(Directive):
Quote all of the data that follows exactly as written, skipping the images.

# Provided data start

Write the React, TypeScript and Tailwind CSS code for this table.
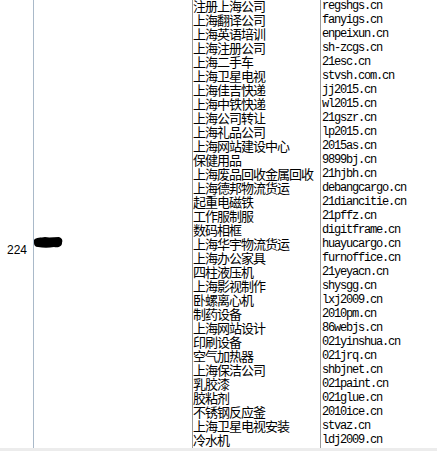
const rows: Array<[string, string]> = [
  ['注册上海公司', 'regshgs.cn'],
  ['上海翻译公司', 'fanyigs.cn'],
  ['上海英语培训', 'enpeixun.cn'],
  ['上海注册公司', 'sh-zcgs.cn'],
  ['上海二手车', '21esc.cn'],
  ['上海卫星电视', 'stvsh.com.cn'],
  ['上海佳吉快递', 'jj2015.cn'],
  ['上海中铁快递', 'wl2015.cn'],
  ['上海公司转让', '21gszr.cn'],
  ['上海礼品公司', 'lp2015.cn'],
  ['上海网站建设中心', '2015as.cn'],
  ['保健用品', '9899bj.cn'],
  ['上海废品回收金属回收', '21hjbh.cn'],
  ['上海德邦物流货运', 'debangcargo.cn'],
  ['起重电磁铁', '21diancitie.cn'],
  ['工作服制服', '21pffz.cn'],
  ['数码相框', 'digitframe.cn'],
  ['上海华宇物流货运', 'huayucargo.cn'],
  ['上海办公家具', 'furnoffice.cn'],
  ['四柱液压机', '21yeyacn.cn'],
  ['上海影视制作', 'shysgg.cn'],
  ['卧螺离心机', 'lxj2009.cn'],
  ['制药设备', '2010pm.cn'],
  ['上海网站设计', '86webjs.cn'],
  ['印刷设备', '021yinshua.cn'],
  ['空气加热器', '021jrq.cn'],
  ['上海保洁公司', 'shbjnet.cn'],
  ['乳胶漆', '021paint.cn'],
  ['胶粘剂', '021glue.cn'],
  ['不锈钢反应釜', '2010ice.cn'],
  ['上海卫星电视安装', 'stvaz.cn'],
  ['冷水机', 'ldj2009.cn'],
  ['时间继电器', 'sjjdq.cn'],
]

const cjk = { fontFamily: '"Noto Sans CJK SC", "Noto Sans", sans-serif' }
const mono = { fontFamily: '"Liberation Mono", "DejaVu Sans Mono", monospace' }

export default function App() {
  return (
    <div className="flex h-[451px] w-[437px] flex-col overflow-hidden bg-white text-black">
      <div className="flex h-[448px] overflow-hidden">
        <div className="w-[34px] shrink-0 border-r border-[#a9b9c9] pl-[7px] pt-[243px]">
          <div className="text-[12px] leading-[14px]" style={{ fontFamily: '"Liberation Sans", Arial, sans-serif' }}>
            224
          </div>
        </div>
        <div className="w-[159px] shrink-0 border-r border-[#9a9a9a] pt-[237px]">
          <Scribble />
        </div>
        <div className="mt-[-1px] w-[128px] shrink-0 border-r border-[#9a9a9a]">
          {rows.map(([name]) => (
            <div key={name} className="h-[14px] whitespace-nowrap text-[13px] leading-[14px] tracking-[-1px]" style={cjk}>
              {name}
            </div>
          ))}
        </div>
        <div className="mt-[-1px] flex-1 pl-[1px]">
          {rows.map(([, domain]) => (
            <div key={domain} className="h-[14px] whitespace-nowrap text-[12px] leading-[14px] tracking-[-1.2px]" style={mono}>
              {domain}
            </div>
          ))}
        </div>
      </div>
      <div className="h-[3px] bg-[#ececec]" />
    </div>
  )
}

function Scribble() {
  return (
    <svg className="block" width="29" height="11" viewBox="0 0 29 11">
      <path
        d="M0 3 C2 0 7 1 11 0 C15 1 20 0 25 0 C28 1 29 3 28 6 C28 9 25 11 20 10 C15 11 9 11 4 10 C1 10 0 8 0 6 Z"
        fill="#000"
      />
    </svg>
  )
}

# Provided data end

(Problem solution):
Write the React, TypeScript and Tailwind CSS code for this table.
const rows: Array<[string, string]> = [
  ['注册上海公司', 'regshgs.cn'],
  ['上海翻译公司', 'fanyigs.cn'],
  ['上海英语培训', 'enpeixun.cn'],
  ['上海注册公司', 'sh-zcgs.cn'],
  ['上海二手车', '21esc.cn'],
  ['上海卫星电视', 'stvsh.com.cn'],
  ['上海佳吉快递', 'jj2015.cn'],
  ['上海中铁快递', 'wl2015.cn'],
  ['上海公司转让', '21gszr.cn'],
  ['上海礼品公司', 'lp2015.cn'],
  ['上海网站建设中心', '2015as.cn'],
  ['保健用品', '9899bj.cn'],
  ['上海废品回收金属回收', '21hjbh.cn'],
  ['上海德邦物流货运', 'debangcargo.cn'],
  ['起重电磁铁', '21diancitie.cn'],
  ['工作服制服', '21pffz.cn'],
  ['数码相框', 'digitframe.cn'],
  ['上海华宇物流货运', 'huayucargo.cn'],
  ['上海办公家具', 'furnoffice.cn'],
  ['四柱液压机', '21yeyacn.cn'],
  ['上海影视制作', 'shysgg.cn'],
  ['卧螺离心机', 'lxj2009.cn'],
  ['制药设备', '2010pm.cn'],
  ['上海网站设计', '86webjs.cn'],
  ['印刷设备', '021yinshua.cn'],
  ['空气加热器', '021jrq.cn'],
  ['上海保洁公司', 'shbjnet.cn'],
  ['乳胶漆', '021paint.cn'],
  ['胶粘剂', '021glue.cn'],
  ['不锈钢反应釜', '2010ice.cn'],
  ['上海卫星电视安装', 'stvaz.cn'],
  ['冷水机', 'ldj2009.cn'],
  ['时间继电器', 'sjjdq.cn'],
]

const cjk = { fontFamily: '"Noto Sans CJK SC", "Noto Sans", sans-serif' }
const mono = { fontFamily: '"Liberation Mono", "DejaVu Sans Mono", monospace' }

export default function App() {
  return (
    <div className="flex h-[451px] w-[437px] flex-col overflow-hidden bg-white text-black">
      <div className="flex h-[448px] overflow-hidden">
        <div className="w-[34px] shrink-0 border-r border-[#a9b9c9] pl-[7px] pt-[243px]">
          <div className="text-[12px] leading-[14px]" style={{ fontFamily: '"Liberation Sans", Arial, sans-serif' }}>
            224
          </div>
        </div>
        <div className="w-[159px] shrink-0 border-r border-[#9a9a9a] pt-[237px]">
          <Scribble />
        </div>
        <div className="mt-[-1px] w-[128px] shrink-0 border-r border-[#9a9a9a]">
          {rows.map(([name]) => (
            <div key={name} className="h-[14px] whitespace-nowrap text-[13px] leading-[14px] tracking-[-1px]" style={cjk}>
              {name}
            </div>
          ))}
        </div>
        <div className="mt-[-1px] flex-1 pl-[1px]">
          {rows.map(([, domain]) => (
            <div key={domain} className="h-[14px] whitespace-nowrap text-[12px] leading-[14px] tracking-[-1.2px]" style={mono}>
              {domain}
            </div>
          ))}
        </div>
      </div>
      <div className="h-[3px] bg-[#ececec]" />
    </div>
  )
}

function Scribble() {
  return (
    <svg className="block" width="29" height="11" viewBox="0 0 29 11">
      <path
        d="M0 3 C2 0 7 1 11 0 C15 1 20 0 25 0 C28 1 29 3 28 6 C28 9 25 11 20 10 C15 11 9 11 4 10 C1 10 0 8 0 6 Z"
        fill="#000"
      />
    </svg>
  )
}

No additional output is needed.